## What you need to do
In the entries below, find the lines that contain the word "recreates" and copy them.

— start Exercise data —

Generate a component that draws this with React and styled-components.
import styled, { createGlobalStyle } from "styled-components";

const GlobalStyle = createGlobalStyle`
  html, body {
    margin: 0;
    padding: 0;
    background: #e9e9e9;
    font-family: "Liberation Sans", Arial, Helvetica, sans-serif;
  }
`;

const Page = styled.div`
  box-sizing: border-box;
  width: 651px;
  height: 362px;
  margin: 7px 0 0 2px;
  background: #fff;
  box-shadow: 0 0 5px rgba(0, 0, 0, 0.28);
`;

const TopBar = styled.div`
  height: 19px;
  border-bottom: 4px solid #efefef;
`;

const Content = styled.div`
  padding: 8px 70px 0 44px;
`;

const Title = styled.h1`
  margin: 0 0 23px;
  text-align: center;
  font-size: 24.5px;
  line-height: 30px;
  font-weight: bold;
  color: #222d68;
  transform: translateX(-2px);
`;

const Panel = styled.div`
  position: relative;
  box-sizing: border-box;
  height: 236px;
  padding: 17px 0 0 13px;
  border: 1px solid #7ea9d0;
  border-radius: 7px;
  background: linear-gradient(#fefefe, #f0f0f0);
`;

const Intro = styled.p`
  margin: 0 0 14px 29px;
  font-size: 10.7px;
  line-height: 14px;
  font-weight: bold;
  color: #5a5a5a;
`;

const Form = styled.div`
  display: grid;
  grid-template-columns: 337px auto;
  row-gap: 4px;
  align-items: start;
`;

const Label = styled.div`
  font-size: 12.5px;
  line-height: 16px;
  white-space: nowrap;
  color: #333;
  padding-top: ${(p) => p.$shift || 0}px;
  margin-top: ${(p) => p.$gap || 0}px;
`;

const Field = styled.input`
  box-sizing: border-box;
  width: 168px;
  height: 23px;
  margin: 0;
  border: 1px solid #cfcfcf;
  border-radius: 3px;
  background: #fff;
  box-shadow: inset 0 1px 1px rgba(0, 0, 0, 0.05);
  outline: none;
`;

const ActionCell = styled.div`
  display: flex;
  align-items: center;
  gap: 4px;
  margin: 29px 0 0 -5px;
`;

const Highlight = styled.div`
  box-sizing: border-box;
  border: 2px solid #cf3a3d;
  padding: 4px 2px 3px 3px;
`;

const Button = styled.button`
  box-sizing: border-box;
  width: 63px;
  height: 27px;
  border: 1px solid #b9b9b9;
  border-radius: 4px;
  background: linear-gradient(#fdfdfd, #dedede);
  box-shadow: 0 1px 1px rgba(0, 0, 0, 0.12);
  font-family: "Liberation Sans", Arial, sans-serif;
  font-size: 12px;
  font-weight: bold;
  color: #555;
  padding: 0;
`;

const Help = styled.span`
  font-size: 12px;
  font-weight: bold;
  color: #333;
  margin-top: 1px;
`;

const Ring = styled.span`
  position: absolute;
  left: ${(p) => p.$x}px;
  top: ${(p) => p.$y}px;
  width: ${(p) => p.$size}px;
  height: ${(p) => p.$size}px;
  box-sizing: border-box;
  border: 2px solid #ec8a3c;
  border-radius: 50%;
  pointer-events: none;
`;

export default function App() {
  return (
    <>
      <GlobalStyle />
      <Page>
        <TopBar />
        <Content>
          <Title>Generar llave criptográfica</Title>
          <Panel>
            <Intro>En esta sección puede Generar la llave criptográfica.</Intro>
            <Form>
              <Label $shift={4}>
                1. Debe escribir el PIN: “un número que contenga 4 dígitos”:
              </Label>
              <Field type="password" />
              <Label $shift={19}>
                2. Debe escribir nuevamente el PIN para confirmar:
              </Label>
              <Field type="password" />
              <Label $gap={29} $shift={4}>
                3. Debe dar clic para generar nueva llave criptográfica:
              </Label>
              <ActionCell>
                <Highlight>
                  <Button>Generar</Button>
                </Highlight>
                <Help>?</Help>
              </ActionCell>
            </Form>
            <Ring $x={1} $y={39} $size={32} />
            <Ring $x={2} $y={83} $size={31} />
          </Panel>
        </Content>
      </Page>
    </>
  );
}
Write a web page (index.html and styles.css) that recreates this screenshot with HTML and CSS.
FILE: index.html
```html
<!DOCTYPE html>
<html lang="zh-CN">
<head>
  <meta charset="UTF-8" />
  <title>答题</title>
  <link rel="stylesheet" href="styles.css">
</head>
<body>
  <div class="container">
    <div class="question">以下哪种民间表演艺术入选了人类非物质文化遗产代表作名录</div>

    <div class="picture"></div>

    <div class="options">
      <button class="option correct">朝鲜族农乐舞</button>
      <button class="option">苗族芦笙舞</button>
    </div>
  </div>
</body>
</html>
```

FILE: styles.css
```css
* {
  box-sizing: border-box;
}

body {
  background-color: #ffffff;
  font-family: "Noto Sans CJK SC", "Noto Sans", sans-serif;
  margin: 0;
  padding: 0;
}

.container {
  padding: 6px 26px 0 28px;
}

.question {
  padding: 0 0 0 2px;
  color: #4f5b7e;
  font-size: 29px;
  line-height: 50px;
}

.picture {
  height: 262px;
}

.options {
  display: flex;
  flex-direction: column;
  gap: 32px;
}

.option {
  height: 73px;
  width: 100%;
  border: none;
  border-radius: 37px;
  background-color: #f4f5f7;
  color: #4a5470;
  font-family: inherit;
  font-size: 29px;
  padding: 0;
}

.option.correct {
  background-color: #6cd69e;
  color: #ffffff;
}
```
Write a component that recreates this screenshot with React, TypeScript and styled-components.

— end Exercise data —

## Final answer
Write a web page (index.html and styles.css) that recreates this screenshot with HTML and CSS.
Write a component that recreates this screenshot with React, TypeScript and styled-components.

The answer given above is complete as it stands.